When my husband and I were planning to go to West Germany we had a choice. We could trust the wisdom of the consulate staff and remain in Australia trying to sort out the problems, or we could trust in our own wisdom and go to Germany to sort out our work visas. We choose the latter and were blessed with success but it could have (and probably should have) very easy gone wrong resulting in us being sent home.
These first people had choices too. They could doubt God or trust Him. They could ask God for wisdom and understanding about good and evil, or they could seek wisdom that was independent of God. And their choices had consequences. Once they entered into questioning and doubting God, they felt a new and sudden need to be able to judge good and evil independently of God. And that desire and it’s fulfilment in eating the forbidden fruit broke them as people. For once they knew what was good and evil they could see that what they had done was evil because to seek independence of God, to disobey God, is evil. Instead of finding greater freedom to be like God, they realised they had chosen to do something God would never do. God chose to unite us with Him from before we were born. These people had chosen to break that unity by seeking independence and having done that realised they had no way back, no way to correct it. They were sinners, broken people and had no power to fix it.
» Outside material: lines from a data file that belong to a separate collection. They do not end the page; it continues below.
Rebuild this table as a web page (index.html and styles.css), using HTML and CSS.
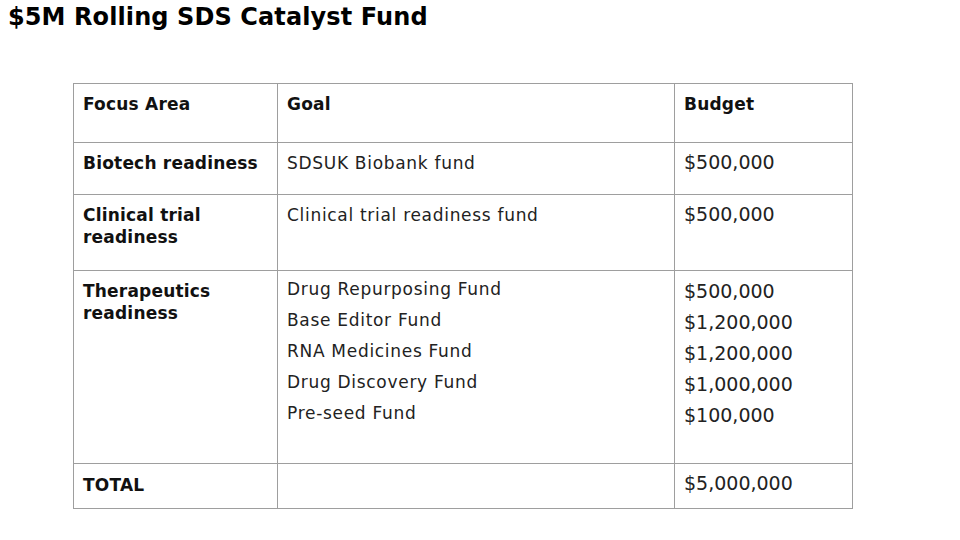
FILE: index.html
```html
<!DOCTYPE html>
<html>
<head>
<meta charset="utf-8">
<link rel="stylesheet" href="styles.css">
</head>
<body>
<h1 class="title">$5M Rolling SDS Catalyst Fund</h1>
<table class="fund">
  <colgroup>
    <col class="c1"><col class="c2"><col class="c3">
  </colgroup>
  <tr class="r-head">
    <th>Focus Area</th><th>Goal</th><th>Budget</th>
  </tr>
  <tr class="r-bio">
    <th>Biotech readiness</th><td>SDSUK Biobank fund</td><td class="num">$500,000</td>
  </tr>
  <tr class="r-clin">
    <th>Clinical trial readiness</th><td>Clinical trial readiness fund</td><td class="num">$500,000</td>
  </tr>
  <tr class="r-ther">
    <th>Therapeutics readiness</th>
    <td>
      <div class="line">Drug Repurposing Fund</div>
      <div class="line">Base Editor Fund</div>
      <div class="line">RNA Medicines Fund</div>
      <div class="line">Drug Discovery Fund</div>
      <div class="line">Pre-seed Fund</div>
    </td>
    <td class="num">
      <div class="line">$500,000</div>
      <div class="line">$1,200,000</div>
      <div class="line">$1,200,000</div>
      <div class="line">$1,000,000</div>
      <div class="line">$100,000</div>
    </td>
  </tr>
  <tr class="r-total">
    <th>TOTAL</th><td></td><td class="num">$5,000,000</td>
  </tr>
</table>
</body>
</html>
```
FILE: styles.css
```css
html, body {
  margin: 0;
  padding: 0;
  background: #ffffff;
}
body {
  font-family: "DejaVu Sans", sans-serif;
  color: #000000;
  width: 960px;
  height: 540px;
  overflow: hidden;
}
.title {
  margin: 0;
  padding: 2px 0 0 8px;
  font-size: 24px;
  font-weight: bold;
  line-height: 30px;
  letter-spacing: 0.1px;
}
.fund {
  margin: 51px 0 0 73px;
  border-collapse: collapse;
  table-layout: fixed;
  width: 779px;
}
.c1 { width: 204px; }
.c2 { width: 397px; }
.c3 { width: 178px; }
.fund th, .fund td {
  border: 1px solid #9e9e9e;
  vertical-align: top;
  text-align: left;
  padding: 9px 9px 0 9px;
  font-size: 17px;
  line-height: 22px;
  color: #111;
}
.fund th { font-weight: bold; letter-spacing: 0.2px; }
.fund td { font-weight: normal; color: #222; letter-spacing: 0.7px; }
.fund td.num { font-size: 19px; padding-top: 8px; letter-spacing: 0; }
.r-head { height: 59px; }
.r-bio { height: 52px; }
.r-clin { height: 76px; }
.r-ther { height: 193px; }
.r-total { height: 45px; }
.r-ther td { padding-top: 3px; }
.r-ther td.num { padding-top: 5px; }
.line { line-height: 31px; }
.r-total th { padding-top: 10px; }
.r-total td.num { padding-top: 8px; }
```
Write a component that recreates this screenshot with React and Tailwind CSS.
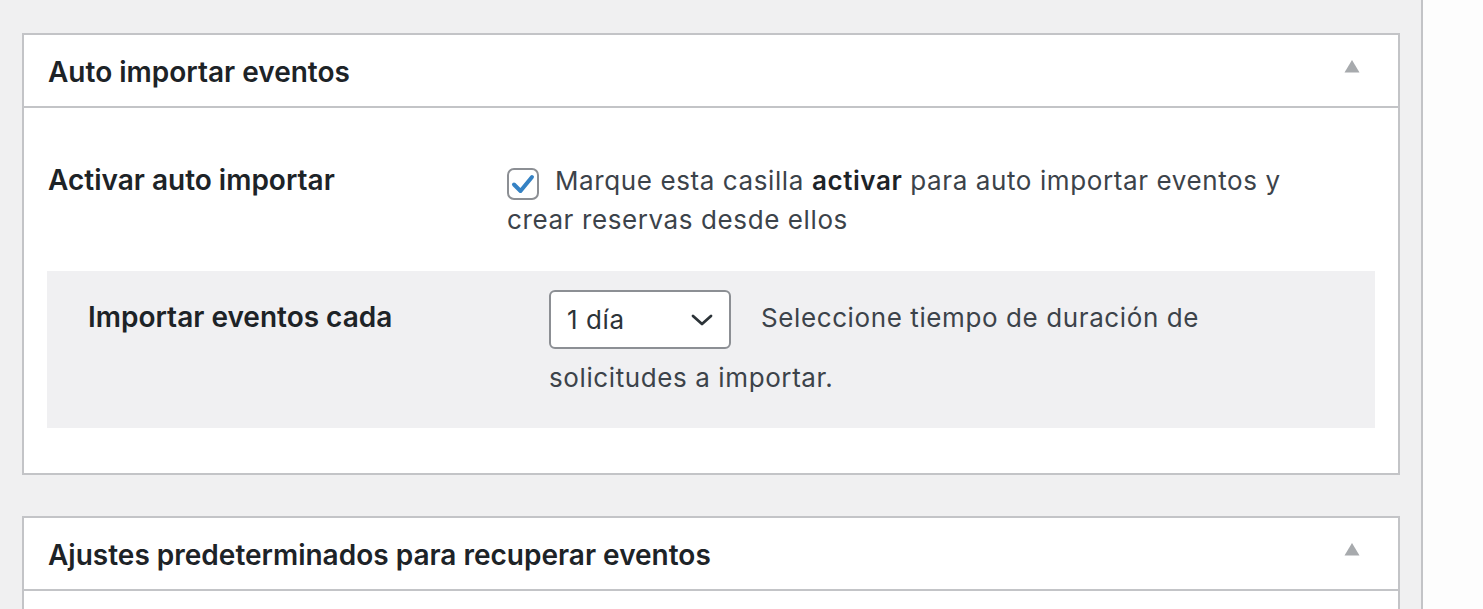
export default function App() {
  const Triangle = () => (
    <svg width="16" height="14" viewBox="0 0 16 14" className="mb-[9px] mr-[38px] shrink-0">
      <path d="M8 1 L15.5 13.5 L0.5 13.5 Z" fill="#a7aaad" />
    </svg>
  );
  return (
    <div
      className="flex min-h-screen w-full bg-[#f0f0f1]"
      style={{ fontFamily: 'Inter, "Liberation Sans", sans-serif' }}
    >
      <div className="w-[1421px] shrink-0 pl-[22px] pr-[21px] pt-[33px]">
        <div className="border-2 border-[#c3c4c7] bg-white">
          <div className="flex h-[73px] items-center justify-between border-b-2 border-[#c3c4c7] pl-[24px]">
            <h2 className="pt-[2px] text-[28px] font-semibold text-[#1d2327]">Auto importar eventos</h2>
            <Triangle />
          </div>
          <div className="px-[23px] pb-[45px]">
            <div className="flex pt-[54px]">
              <div className="w-[460px] shrink-0 pl-[1px] text-[28px] font-semibold leading-[36px] text-[#1d2327]">
                Activar auto importar
              </div>
              <div className="text-[26px] leading-[37px] tracking-[0.6px] text-[#3c434a]">
                <span className="relative top-[-1px] mr-[16px] inline-flex h-[32px] w-[32px] items-center justify-center rounded-[7px] border-2 border-[#8c8f94] bg-white align-[-6px]">
                  <svg width="24" height="22" viewBox="0 0 24 22">
                    <path d="M3 11.5 L9.5 18 L21 4" fill="none" stroke="#3582c4" strokeWidth="4" strokeLinecap="round" strokeLinejoin="round" />
                  </svg>
                </span>
                Marque esta casilla <b className="font-semibold text-[#1d2327]">activar</b> para auto importar eventos y
                <br />
                crear reservas desde ellos
              </div>
            </div>
            <div className="mt-[33px] flex bg-[#f0f0f2] pb-[32px] pl-[41px] pr-[41px] pt-[9px]">
              <div className="w-[461px] shrink-0 pt-[19px] text-[28px] font-semibold leading-[36px] text-[#1d2327]">
                Importar eventos cada
              </div>
              <div className="text-[26px] leading-[37px] tracking-[0.6px] text-[#3c434a]">
                <span className="my-[10px] mr-[30px] inline-flex h-[59px] w-[182px] items-center justify-between rounded-[6px] border-2 border-[#8c8f94] bg-white pl-[16px] pr-[16px] align-middle text-[#2c3338]">
                  <span>1 día</span>
                  <svg width="22" height="12" viewBox="0 0 22 12">
                    <path d="M2 2 L11 10 L20 2" fill="none" stroke="#2c3338" strokeWidth="2.8" strokeLinecap="round" strokeLinejoin="round" />
                  </svg>
                </span>
                Seleccione tiempo de duración de solicitudes a importar.
              </div>
            </div>
          </div>
        </div>
        <div className="mt-[41px] border-2 border-b-0 border-[#c3c4c7] bg-white">
          <div className="flex h-[73px] items-center justify-between border-b-2 border-[#c3c4c7] pl-[24px]">
            <h2 className="pt-[2px] text-[28px] font-semibold text-[#1d2327]">Ajustes predeterminados para recuperar eventos</h2>
            <Triangle />
          </div>
          <div className="h-[40px]" />
        </div>
      </div>
      <div className="w-[2px] shrink-0 bg-[#c3c4c7]" />
      <div className="flex-1 bg-[#fdfdfd]" />
    </div>
  );
}
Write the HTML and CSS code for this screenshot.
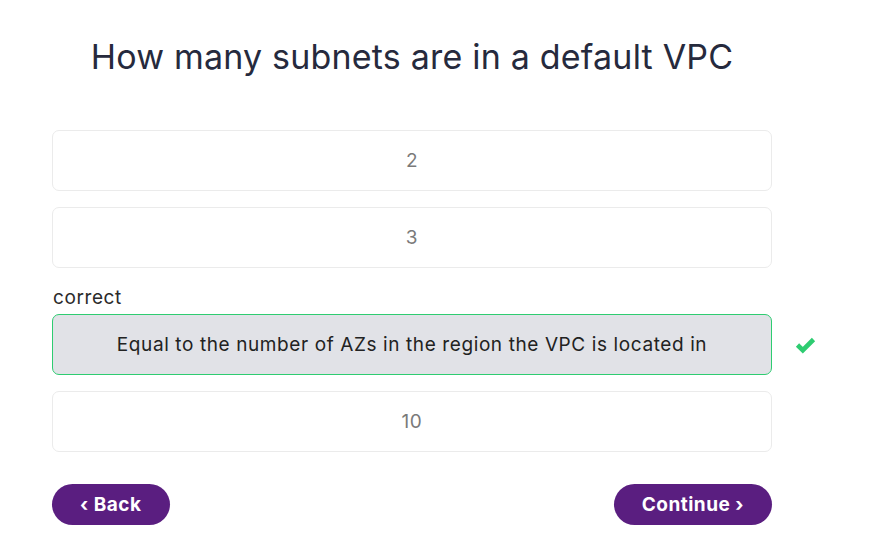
FILE: index.html
```html
<!DOCTYPE html>
<html>
<head>
<meta charset="utf-8">
<link rel="stylesheet" href="styles.css">
</head>
<body>
<main class="quiz">
  <h1 class="question">How many subnets are in a default VPC</h1>
  <div class="options">
    <div class="option-row"><div class="option">2</div></div>
    <div class="option-row"><div class="option">3</div></div>
    <div class="option-group">
      <div class="label">correct</div>
      <div class="option-row">
        <div class="option option-correct">Equal to the number of AZs in the region the VPC is located in</div>
        <svg class="check" width="21" height="19" viewBox="0 0 21 19"><path d="M2.5 10 L7.8 15.2 L18.5 4.5" fill="none" stroke="#2ecc71" stroke-width="4.6" stroke-linejoin="miter" stroke-linecap="butt"/></svg>
      </div>
    </div>
    <div class="option-row"><div class="option">10</div></div>
  </div>
  <div class="nav">
    <button class="btn">‹ Back</button>
    <button class="btn">Continue ›</button>
  </div>
</main>
</body>
</html>
```
FILE: styles.css
```css
html, body { margin: 0; padding: 0; background: #fff; }
body { font-family: Inter, "Noto Sans", sans-serif; }
.quiz { width: 720px; padding: 34px 0 0 52px; }
.question {
  margin: 0 0 50px;
  font-size: 34px;
  line-height: 46px;
  font-weight: 400;
  color: #262a3d;
  text-align: center;
  letter-spacing: 0.2px;
}
.options { display: flex; flex-direction: column; gap: 16px; }
.option-row { position: relative; }
.option {
  box-sizing: border-box;
  height: 61px;
  border: 1px solid #ebebeb;
  border-radius: 7px;
  display: flex;
  align-items: center;
  justify-content: center;
  font-size: 19px;
  letter-spacing: 0.6px;
  color: #7a7a7a;
  background: #fff;
}
.option-correct {
  border-color: #2ecc71;
  background: #e1e2e7;
  color: #222;
}
.label { font-size: 19px; letter-spacing: 0.6px; color: #2b2b2b; line-height: 22px; margin: 3px 0 5px 1px; }
.check { position: absolute; left: 743px; top: 21px; }
.nav { display: flex; justify-content: space-between; margin-top: 32px; }
.btn {
  height: 41px;
  border: none;
  border-radius: 21px;
  background: #5a1e80;
  color: #fff;
  font-family: inherit;
  font-size: 19px;
  font-weight: 700;
  letter-spacing: 0.5px;
  padding: 0 28px;
}
```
As a child I was brought up going to a Christian church and Sunday school, and because of the teaching I received, by the time I was heading into adulthood, I had no doubt at all I was a sinner and unacceptable to God. While I wanted to be different, wanted to know God’s love, I knew I did not have within me the power to change. The shame of knowing I was a sinner and unable to fix it was gradually driving me away from Christianity. I had no hope of change and no reason to expect God would accept me.
The shame of what they had done and the fear that they were now broken people, unacceptable to God, drove these first people to hide for the first time in their lives. They hid from God and from each other, wanting to cover their brokenness and shame in any way they could. And when God came to find them and challenged them about what they had done, they struggled to admit their sin and tried instead to blame it on each other or Satan. They were now so broken that lying and blame shifting were their solutions, further braking their relationships with each other and God.
And we are still doing that today. We think if we do ‘good works’ or follow a whole list of ‘don’ts’, or are successful in our careers, have money, go to ‘church’, or can blame our mistakes on others, we can cover our brokenness and be acceptable to God and others. But it does not work like that. True and love and intimacy require openness and honesty and yet that is what we now fear the most.